The Reluctant Londoner

Panic attacks on the Underground

I am a very reluctant Londoner.

When I arrived in the city, the merest sniff of the Underground air would leave me in a cold sweat, my heart banging crazily at my chest.

The gaping mouths of the dark tunnels terrified me. The crowds terrified me. Even the closing of the tube doors was extraordinarily frightening. What if someone became trapped and the train hurtled away, regardless?

I’d huddle into myself on tube journeys, hugging my own body even as I was pressed (inevitably, being 5’2) into a stranger’s fragrant armpit.

I’d tap my wrist, counting in a whisper to distract myself from the black air outside the windows rushing past us and the pressure of other passengers around me. The coloured lines of the Underground would snake in front of my eyes as I locked my gaze on the maps in my carriage.

I’d even start panicking on the escalators, convinced that they were moving me towards a place I’d never emerge from and never see sunlight or the sky again. I wondered how others could hop on tubes so coolly, coping with rush hour as if the sardine tin packing of carriages was utterly ordinary.

I couldn’t possibly feel at home in a place where the very veins of the city filled me with unreasonable dread.

Weird City – Harriet Williamson

Stubbornly, I continued to use the tube.

It became a point of pride. I hated everything about the Underground but I was still going to force myself to tap in.

After weeks of panic attacks, things slowly started to improve. It wasn’t that I’d stopped being scared.
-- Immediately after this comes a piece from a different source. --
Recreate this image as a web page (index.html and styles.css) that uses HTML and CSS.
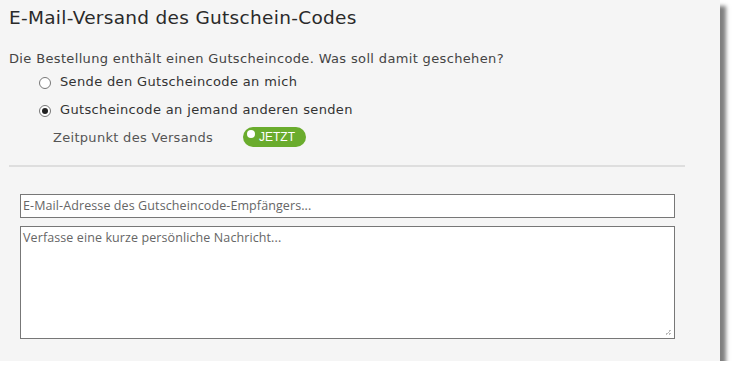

It was more that exhaustion from the terror had overtaken me.

I could still feel myself tensing before ApplePaying my way through the barriers, but instead of exploding with raw panic, my chest would sigh as if my body was just sick and tired of being so fucking scared.

Day by day, inch by hard-won inch of space, I began to feel strangely connected by the tube. It was my lifeline to central London, to work, to see friends, to art galleries and brand new, previously unknown destinations. I’d run the stops through my head, from Hammersmith to Victoria to London Bridge to Canary Wharf.

Stepping on to the platform, I had alighted.

The impatient shoves and every-man-for-themselves-ism no longer gave me reason to pause. I could thunder down the escalators, tap my phone and hang on to the plastic straps like millions of other, diverse Londoners do every single day. I became slowly accustomed to the rush (not too quickly, though) for spare seats, and to the awareness of other passengers who might need that seat more than me.

Instead of evil maws, the tunnels became grateful points of necessary connection. I never feel more part of a strange city than I do when I’m between stations on the tube, moving forward, no longer needing to self-medicate with Propranalol or Diazepam.

This city must become my home, and with each day that passes, it is more so.

Sadiq Khan says that London is open. It opened for me through the Underground.